## start Provided material

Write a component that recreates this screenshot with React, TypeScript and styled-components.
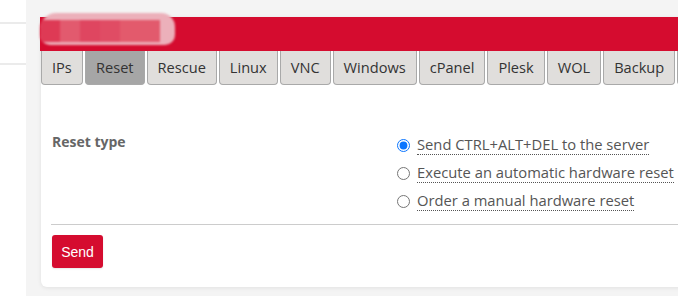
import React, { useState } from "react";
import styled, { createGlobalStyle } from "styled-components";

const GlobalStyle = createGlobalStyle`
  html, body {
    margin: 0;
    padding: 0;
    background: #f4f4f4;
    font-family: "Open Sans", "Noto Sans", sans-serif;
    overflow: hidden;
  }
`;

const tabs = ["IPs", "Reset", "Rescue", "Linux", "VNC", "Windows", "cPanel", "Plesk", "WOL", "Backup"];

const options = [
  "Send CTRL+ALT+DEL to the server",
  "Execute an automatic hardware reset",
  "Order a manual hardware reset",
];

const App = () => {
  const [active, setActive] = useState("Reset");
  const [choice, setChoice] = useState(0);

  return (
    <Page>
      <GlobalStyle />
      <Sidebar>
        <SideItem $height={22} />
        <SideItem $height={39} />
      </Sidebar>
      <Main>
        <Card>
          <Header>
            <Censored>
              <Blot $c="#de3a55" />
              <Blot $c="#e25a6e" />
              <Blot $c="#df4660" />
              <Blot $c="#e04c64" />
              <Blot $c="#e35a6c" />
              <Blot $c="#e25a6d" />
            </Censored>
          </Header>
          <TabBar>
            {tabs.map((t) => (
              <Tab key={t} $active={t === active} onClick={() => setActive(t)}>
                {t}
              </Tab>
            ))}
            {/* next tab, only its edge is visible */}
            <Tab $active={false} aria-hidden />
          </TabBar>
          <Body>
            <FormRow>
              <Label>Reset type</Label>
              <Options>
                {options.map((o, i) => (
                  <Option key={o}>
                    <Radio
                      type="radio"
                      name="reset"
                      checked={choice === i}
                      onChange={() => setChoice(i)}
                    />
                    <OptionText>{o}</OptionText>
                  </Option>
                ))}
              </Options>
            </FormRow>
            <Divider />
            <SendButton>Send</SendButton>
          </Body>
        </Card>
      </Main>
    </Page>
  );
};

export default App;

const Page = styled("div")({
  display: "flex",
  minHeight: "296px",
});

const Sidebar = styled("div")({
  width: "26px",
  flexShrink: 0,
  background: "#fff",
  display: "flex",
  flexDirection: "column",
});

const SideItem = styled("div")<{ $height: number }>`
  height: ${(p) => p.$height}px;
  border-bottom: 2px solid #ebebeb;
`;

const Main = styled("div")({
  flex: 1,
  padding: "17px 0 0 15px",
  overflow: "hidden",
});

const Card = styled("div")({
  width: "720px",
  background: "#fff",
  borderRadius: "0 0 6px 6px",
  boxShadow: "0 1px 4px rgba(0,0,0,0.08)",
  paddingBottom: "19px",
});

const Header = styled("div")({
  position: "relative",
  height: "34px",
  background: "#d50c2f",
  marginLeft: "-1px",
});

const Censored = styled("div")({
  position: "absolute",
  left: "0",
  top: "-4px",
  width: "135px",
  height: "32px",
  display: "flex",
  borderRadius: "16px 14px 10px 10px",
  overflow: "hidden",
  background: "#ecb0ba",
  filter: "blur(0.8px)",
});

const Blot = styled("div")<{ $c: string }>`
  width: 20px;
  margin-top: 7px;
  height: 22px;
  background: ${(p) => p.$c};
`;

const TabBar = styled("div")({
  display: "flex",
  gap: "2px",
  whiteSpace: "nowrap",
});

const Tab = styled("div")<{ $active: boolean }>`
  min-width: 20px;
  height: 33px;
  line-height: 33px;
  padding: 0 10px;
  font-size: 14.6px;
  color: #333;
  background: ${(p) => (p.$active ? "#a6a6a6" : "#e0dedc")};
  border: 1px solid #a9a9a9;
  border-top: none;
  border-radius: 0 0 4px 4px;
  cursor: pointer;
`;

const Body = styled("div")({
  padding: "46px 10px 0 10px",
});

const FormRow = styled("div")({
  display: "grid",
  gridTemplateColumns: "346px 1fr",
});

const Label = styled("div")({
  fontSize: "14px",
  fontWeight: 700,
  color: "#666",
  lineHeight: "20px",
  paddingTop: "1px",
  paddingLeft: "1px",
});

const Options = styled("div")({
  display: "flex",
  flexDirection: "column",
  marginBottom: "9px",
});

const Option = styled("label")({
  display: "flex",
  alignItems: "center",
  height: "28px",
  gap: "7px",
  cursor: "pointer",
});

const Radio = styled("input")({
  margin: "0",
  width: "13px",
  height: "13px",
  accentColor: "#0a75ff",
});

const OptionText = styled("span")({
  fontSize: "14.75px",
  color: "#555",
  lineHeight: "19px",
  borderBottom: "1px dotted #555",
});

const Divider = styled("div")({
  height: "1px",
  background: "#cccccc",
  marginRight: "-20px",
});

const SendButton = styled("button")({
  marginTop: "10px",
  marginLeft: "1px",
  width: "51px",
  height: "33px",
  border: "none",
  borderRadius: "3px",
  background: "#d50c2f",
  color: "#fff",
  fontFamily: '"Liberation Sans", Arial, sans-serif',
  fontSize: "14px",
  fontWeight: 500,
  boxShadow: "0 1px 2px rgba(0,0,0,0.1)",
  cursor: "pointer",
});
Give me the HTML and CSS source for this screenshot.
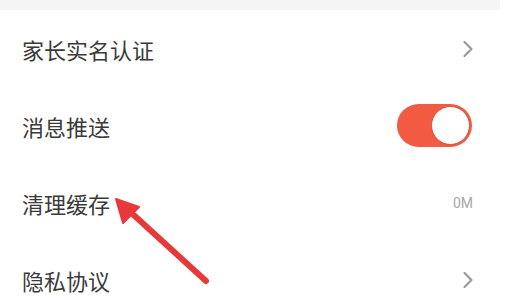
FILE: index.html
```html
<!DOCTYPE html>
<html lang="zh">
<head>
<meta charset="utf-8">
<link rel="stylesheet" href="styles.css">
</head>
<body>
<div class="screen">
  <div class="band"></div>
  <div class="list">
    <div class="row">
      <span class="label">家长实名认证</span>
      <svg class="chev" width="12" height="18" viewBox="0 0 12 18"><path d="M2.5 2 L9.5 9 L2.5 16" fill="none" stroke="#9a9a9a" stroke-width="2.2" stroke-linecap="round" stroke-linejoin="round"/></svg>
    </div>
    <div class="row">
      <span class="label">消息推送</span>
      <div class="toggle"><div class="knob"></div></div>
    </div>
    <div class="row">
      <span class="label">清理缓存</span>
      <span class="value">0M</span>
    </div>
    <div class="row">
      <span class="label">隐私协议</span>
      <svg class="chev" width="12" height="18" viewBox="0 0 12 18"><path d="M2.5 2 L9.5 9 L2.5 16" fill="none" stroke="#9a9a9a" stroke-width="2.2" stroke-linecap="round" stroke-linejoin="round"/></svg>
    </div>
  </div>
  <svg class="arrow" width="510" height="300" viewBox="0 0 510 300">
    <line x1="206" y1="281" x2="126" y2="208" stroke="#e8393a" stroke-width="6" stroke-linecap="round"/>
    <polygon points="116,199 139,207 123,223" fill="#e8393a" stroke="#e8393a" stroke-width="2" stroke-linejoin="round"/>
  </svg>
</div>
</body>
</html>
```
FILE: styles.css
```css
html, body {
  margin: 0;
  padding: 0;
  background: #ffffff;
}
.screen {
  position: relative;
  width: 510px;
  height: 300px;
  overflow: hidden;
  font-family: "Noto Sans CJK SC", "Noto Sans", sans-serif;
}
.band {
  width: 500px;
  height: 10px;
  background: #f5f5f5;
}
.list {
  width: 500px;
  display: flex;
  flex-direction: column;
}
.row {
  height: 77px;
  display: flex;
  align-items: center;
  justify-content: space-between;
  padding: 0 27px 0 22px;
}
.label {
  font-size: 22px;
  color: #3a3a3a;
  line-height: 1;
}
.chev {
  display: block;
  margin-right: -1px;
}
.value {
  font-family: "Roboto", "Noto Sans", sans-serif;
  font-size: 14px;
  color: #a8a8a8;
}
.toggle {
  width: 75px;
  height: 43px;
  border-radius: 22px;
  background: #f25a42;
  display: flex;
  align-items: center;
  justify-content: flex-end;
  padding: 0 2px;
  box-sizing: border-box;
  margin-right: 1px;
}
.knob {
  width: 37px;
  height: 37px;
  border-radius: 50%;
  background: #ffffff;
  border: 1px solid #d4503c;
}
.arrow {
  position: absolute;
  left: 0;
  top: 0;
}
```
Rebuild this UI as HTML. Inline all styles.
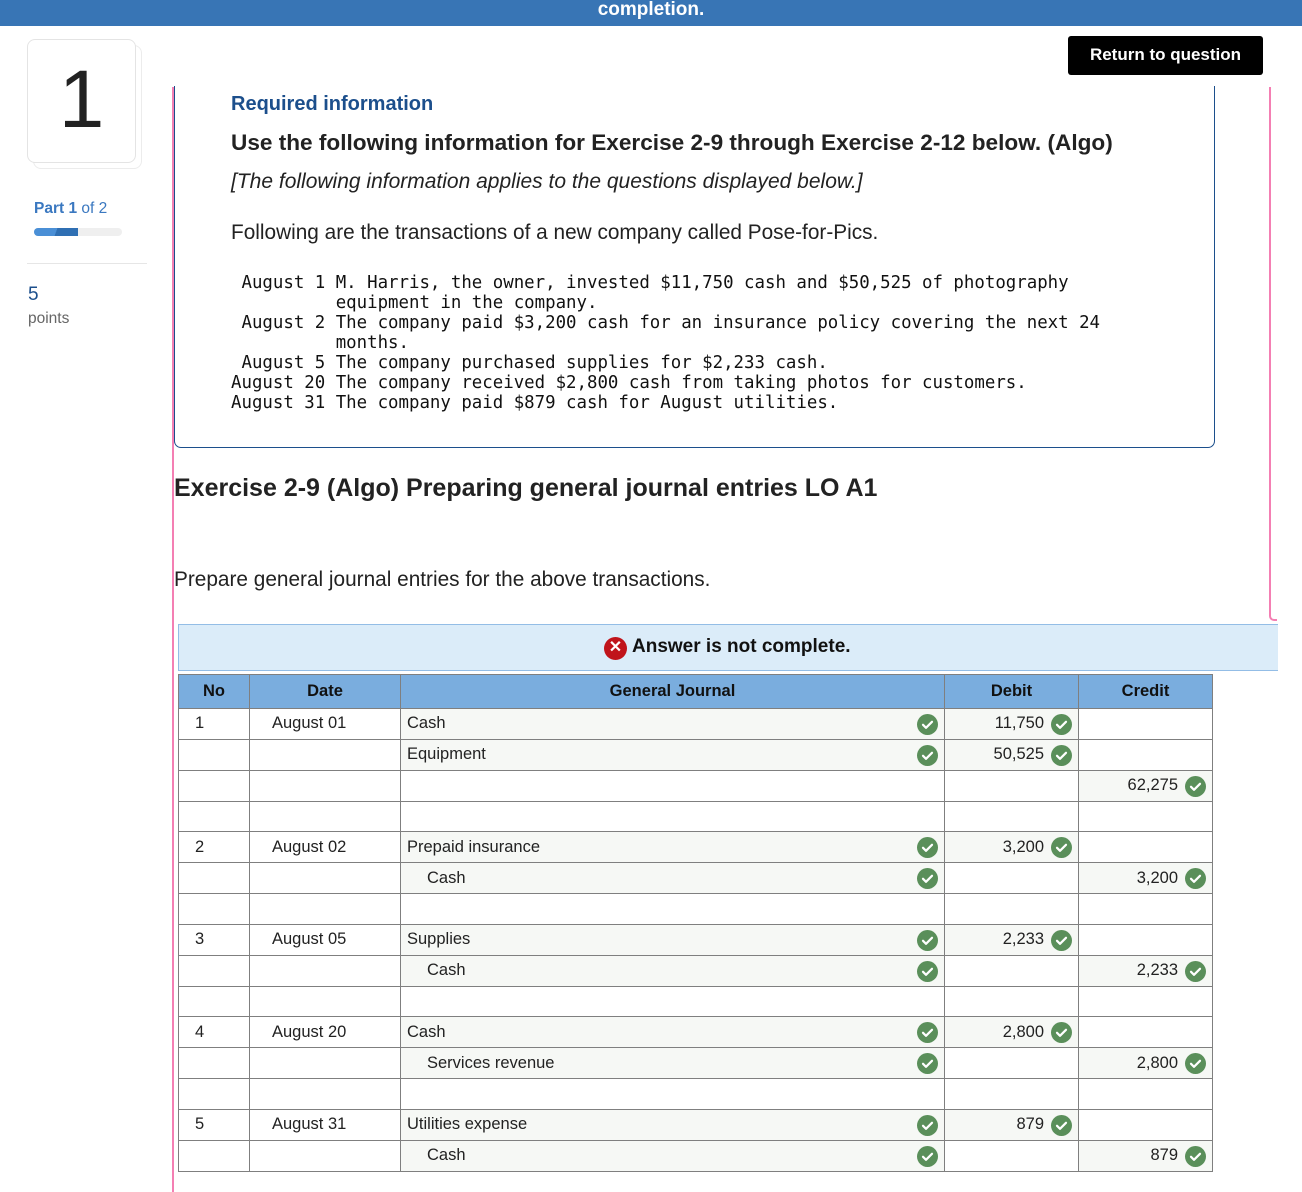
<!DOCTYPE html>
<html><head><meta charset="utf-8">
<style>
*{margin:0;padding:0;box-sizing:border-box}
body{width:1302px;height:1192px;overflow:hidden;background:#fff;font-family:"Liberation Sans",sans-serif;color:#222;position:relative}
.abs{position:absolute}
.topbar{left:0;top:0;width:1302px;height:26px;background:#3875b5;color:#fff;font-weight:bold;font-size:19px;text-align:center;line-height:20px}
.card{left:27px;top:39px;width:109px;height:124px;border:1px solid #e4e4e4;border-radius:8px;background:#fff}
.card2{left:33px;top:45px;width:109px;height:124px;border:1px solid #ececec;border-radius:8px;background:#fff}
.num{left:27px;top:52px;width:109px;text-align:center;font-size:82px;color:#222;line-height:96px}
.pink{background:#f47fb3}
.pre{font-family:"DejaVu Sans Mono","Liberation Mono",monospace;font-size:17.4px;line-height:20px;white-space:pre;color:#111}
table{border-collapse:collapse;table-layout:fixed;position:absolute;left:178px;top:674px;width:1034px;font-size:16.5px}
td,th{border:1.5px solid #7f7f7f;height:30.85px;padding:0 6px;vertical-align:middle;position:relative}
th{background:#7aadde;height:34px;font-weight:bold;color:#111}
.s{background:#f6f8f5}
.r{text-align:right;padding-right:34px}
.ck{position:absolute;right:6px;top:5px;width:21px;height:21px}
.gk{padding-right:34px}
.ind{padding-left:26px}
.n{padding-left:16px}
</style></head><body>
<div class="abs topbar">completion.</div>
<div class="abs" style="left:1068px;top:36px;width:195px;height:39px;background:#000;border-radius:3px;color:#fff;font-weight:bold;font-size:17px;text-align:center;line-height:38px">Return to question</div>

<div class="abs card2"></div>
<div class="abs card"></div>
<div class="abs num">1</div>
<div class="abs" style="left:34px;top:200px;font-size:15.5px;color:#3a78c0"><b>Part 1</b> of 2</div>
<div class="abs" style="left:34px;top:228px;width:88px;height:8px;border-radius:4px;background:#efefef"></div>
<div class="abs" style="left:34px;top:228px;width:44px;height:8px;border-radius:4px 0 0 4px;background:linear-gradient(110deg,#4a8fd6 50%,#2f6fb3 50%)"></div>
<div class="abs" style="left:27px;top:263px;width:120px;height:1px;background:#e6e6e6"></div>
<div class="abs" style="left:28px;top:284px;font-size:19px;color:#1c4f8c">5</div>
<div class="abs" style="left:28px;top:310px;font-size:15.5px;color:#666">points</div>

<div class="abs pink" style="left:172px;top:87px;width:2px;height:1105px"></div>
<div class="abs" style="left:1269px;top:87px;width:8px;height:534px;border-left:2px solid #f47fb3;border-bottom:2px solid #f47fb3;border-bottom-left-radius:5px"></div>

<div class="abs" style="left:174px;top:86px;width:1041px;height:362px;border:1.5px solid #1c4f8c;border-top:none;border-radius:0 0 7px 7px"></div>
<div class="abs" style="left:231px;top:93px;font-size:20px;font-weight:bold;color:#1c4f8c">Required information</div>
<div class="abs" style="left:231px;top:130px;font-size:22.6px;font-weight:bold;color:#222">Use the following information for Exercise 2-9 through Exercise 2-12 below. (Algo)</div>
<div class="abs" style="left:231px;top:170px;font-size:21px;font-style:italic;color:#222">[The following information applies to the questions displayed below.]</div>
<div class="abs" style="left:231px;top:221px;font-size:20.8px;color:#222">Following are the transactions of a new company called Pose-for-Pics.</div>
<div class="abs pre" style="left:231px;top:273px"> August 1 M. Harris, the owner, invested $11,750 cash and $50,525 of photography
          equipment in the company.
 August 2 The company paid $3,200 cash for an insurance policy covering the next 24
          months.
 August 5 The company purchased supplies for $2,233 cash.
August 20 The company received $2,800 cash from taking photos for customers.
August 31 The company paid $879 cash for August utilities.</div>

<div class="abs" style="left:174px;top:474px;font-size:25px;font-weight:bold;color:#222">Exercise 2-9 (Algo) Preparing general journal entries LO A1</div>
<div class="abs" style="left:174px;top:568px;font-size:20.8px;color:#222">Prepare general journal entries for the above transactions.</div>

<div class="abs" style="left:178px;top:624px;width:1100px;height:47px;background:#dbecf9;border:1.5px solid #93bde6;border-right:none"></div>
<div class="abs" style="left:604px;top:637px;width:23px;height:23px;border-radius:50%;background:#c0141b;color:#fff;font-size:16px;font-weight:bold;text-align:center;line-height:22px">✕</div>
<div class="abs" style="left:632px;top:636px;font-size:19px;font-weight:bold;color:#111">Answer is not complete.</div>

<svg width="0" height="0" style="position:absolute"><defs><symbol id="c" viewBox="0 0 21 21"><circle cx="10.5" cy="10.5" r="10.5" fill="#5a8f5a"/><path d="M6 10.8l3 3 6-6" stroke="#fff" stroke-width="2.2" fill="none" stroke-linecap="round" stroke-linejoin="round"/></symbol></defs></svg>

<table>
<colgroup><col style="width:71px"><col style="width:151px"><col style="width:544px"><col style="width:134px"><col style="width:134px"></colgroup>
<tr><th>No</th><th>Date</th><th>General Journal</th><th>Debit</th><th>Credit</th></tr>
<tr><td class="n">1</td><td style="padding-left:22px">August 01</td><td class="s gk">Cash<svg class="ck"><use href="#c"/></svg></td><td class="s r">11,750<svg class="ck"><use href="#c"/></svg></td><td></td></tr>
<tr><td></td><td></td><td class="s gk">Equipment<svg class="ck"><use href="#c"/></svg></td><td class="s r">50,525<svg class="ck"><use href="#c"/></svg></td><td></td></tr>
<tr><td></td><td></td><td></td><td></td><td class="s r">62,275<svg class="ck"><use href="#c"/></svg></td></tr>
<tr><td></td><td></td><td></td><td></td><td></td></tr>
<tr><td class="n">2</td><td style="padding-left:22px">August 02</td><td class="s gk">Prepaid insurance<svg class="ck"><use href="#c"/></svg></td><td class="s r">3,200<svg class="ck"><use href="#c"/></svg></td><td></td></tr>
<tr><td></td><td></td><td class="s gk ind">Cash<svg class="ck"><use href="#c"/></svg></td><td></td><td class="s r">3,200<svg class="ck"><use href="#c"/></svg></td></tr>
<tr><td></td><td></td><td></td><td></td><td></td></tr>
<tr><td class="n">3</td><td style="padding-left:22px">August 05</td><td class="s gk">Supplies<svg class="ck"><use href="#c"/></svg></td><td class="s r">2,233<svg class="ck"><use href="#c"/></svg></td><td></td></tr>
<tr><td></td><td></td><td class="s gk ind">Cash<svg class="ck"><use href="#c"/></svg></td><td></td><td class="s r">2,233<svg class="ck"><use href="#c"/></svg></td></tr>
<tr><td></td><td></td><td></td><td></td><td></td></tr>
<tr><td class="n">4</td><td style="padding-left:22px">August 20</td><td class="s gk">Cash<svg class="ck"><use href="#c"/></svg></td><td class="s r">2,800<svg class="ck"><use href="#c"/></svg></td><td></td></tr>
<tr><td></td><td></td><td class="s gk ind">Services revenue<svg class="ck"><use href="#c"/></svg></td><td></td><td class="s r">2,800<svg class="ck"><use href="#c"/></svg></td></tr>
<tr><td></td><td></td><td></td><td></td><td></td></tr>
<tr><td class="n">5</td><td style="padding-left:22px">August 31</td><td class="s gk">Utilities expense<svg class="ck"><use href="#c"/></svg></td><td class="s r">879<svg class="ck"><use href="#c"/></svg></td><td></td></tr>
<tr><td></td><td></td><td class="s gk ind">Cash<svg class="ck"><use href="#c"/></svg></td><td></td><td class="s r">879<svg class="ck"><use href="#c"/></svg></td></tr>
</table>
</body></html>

## end Provided material

Can the lines from the start of the records through the line with "const [choice, setChoice] = useState(0);" be given again exactly, with the pictures left out?

» Answer
Write a component that recreates this screenshot with React, TypeScript and styled-components.
import React, { useState } from "react";
import styled, { createGlobalStyle } from "styled-components";

const GlobalStyle = createGlobalStyle`
  html, body {
    margin: 0;
    padding: 0;
    background: #f4f4f4;
    font-family: "Open Sans", "Noto Sans", sans-serif;
    overflow: hidden;
  }
`;

const tabs = ["IPs", "Reset", "Rescue", "Linux", "VNC", "Windows", "cPanel", "Plesk", "WOL", "Backup"];

const options = [
  "Send CTRL+ALT+DEL to the server",
  "Execute an automatic hardware reset",
  "Order a manual hardware reset",
];

const App = () => {
  const [active, setActive] = useState("Reset");
  const [choice, setChoice] = useState(0);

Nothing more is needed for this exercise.